George Blake, the former MI6 officer and one of the Cold War's most infamous double agents, has died aged 98, Russian media has reported.

Over nine years, the Soviet spy handed over information that led to the betrayal of at least 40 MI6 agents in Eastern Europe.

He was jailed in London in 1960, but escaped in 1966 and fled to Russia.

The Russian Foreign Intelligence Service said Blake "had a genuine love for our country".

His death, reported by Russia's state-owned news agency RIA Novosti, was confirmed by Sergei Ivanov, the head of the press bureau of the Russian Foreign Intelligence Service (SVR).

Russian president Vladimir Putin described him as an "outstanding professional of special courage and life endurance".

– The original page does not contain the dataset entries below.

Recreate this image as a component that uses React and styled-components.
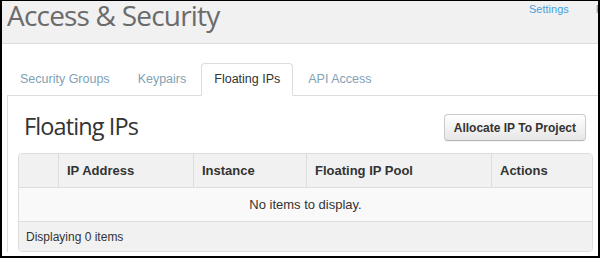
import React from 'react'
import styled, { createGlobalStyle } from 'styled-components'

const GlobalStyle = createGlobalStyle`
    html, body {
        margin: 0;
        padding: 0;
        background: #fff;
    }
    * {
        box-sizing: border-box;
    }
`

const Frame = styled.div`
    width: 600px;
    height: 258px;
    border-style: solid;
    border-color: #000;
    border-width: 1px 2px 2px 2px;
    overflow: hidden;
    background: #fff;
    font-family: "Liberation Sans", Arial, sans-serif;
    color: #333;
`

const Header = styled.div`
    display: flex;
    height: 43px;
    background: #f1f1f1;
    border-bottom: 1px solid #dcdcdc;
`

const Title = styled.h1`
    flex: 1;
    margin: 0;
    padding-left: 5px;
    font-family: "Open Sans", sans-serif;
    font-weight: 400;
    font-size: 28px;
    line-height: 36px;
    margin-top: -4px;
    letter-spacing: -0.8px;
    color: #6b6b6b;
`

const TopNav = styled.div`
    display: flex;
    flex-shrink: 0;
    width: 69px;
    gap: 27px;
    white-space: nowrap;
    padding-top: 2px;
`

const TopLink = styled.a`
    font-size: 11px;
    line-height: 13px;
    color: #4a9fdc;
    text-decoration: none;
`

const Tabs = styled.ul`
    display: flex;
    list-style: none;
    margin: 19px 0 0 0;
    padding: 0 0 0 5px;
`

const Tab = styled.li`
    position: relative;
    margin: 0 2px -1px 0;
    padding: 7px 12px;
    font-size: 12.5px;
    line-height: 17px;
    border: 1px solid ${p => (p.$active ? '#ddd' : 'transparent')};
    border-bottom-color: ${p => (p.$active ? '#fff' : 'transparent')};
    border-radius: 4px 4px 0 0;
    background: ${p => (p.$active ? '#fff' : 'transparent')};
    color: ${p => (p.$active ? '#333' : '#7fa2b4')};
`

const Panel = styled.div`
    margin-left: 5px;
    border-top: 1px solid #ddd;
    border-left: 1px solid #ddd;
    padding: 0 5px 0 10px;
`

const PanelHead = styled.div`
    display: flex;
    justify-content: space-between;
    align-items: flex-start;
    margin-top: 18px;
    padding: 0 7px 0 6px;
`

const Heading = styled.h2`
    margin: -1px 0 0 0;
    font-family: "Open Sans", sans-serif;
    font-weight: 400;
    font-size: 23.5px;
    line-height: 27px;
    letter-spacing: -0.9px;
    color: #333;
`

const Button = styled.button`
    height: 27px;
    padding: 0 9px;
    font-family: "Liberation Sans", Arial, sans-serif;
    font-size: 12px;
    font-weight: bold;
    color: #333;
    background: linear-gradient(#ffffff, #e6e6e6);
    border: 1px solid #ccc;
    border-bottom-color: #b3b3b3;
    border-radius: 4px;
    box-shadow: inset 0 1px 0 rgba(255, 255, 255, 0.2), 0 1px 2px rgba(0, 0, 0, 0.05);
`

const Table = styled.div`
    margin-top: 12px;
    border: 1px solid #ddd;
    border-radius: 4px;
    overflow: hidden;
`

const HeadRow = styled.div`
    display: grid;
    grid-template-columns: 39px 135px 113px 185px 1fr;
    height: 34px;
    background: #f1f1f1;
    border-bottom: 1px solid #ddd;
`

const HeadCell = styled.div`
    display: flex;
    align-items: center;
    padding-left: 8px;
    font-size: 13px;
    font-weight: bold;
    color: #333;
    & + & {
        border-left: 1px solid #ddd;
    }
`

const EmptyRow = styled.div`
    height: 34px;
    display: flex;
    align-items: center;
    justify-content: center;
    background: #f9f9f9;
    border-bottom: 1px solid #ddd;
    font-size: 13px;
    color: #333;
`

const Footer = styled.div`
    height: 29px;
    display: flex;
    align-items: center;
    padding-left: 7px;
    background: #f1f1f1;
    font-size: 12px;
    color: #333;
`

const tabs = ['Security Groups', 'Keypairs', 'Floating IPs', 'API Access']
const columns = ['', 'IP Address', 'Instance', 'Floating IP Pool', 'Actions']

const App = () => {
    return (
        <Frame>
            <GlobalStyle />
            <Header>
                <Title>Access &amp; Security</Title>
                <TopNav>
                    <TopLink href="#">Settings</TopLink>
                    <TopLink href="#">Help</TopLink>
                </TopNav>
            </Header>

            <Tabs>
                {tabs.map(t => (
                    <Tab key={t} $active={t === 'Floating IPs'}>{t}</Tab>
                ))}
            </Tabs>

            <Panel>
                <PanelHead>
                    <Heading>Floating IPs</Heading>
                    <Button>Allocate IP To Project</Button>
                </PanelHead>

                <Table>
                    <HeadRow>
                        {columns.map((c, i) => (
                            <HeadCell key={i}>{c}</HeadCell>
                        ))}
                    </HeadRow>
                    <EmptyRow>No items to display.</EmptyRow>
                    <Footer>Displaying 0 items</Footer>
                </Table>
            </Panel>
        </Frame>
    )
}

export default App
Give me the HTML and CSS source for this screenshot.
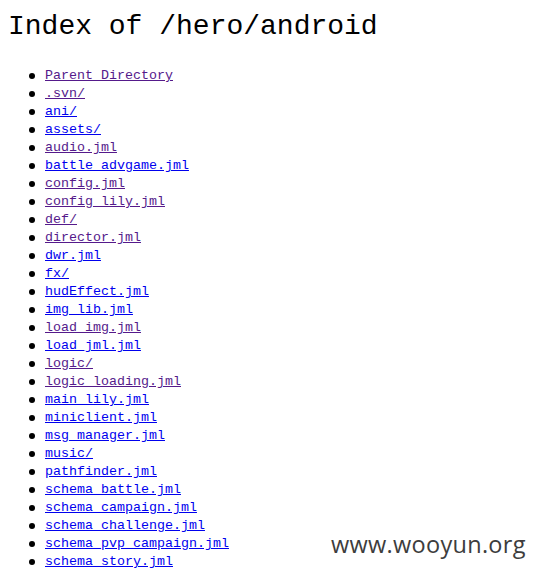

"Throughout the years of his hard and strenuous efforts he made a truly invaluable contribution to ensuring the strategic parity and the preservation of peace on the planet," he said in a message of condolence.

"Our hearts will always cherish the warm memory of this legendary man."

Blake was born George Behar on 11 November 1922 in the Dutch city of Rotterdam.

His father was a Spanish Jew who had fought with the British army during World War One and acquired British citizenship.

Blake himself worked for the Dutch resistance during World War Two, before fleeing to British-controlled Gibraltar. He was later, due to his background, asked to join the intelligence service.

In an interview with the BBC in 1990, Blake said he estimated that he betrayed more than 500 Western agents but he denied suggestions that 42 of them had lost their lives as a result of his actions.

His downfall came when a Polish secret service officer, Michael Goleniewski, defected to the West, bringing his mistress and details of a Soviet mole in British intelligence.

Blake was recalled to London and arrested. At a subsequent trial he pleaded guilty to five counts of passing information to the Soviet Union.

In 1995, Blake's escape from HMP Wormwood Scrubs became the focus of the play Cell Mates, starring Stephen Fry and Rik Mayall.

And in 2015, the BBC documentary Masterspy of Moscow followed what it called "the strange life" of an "enigmatic traitor".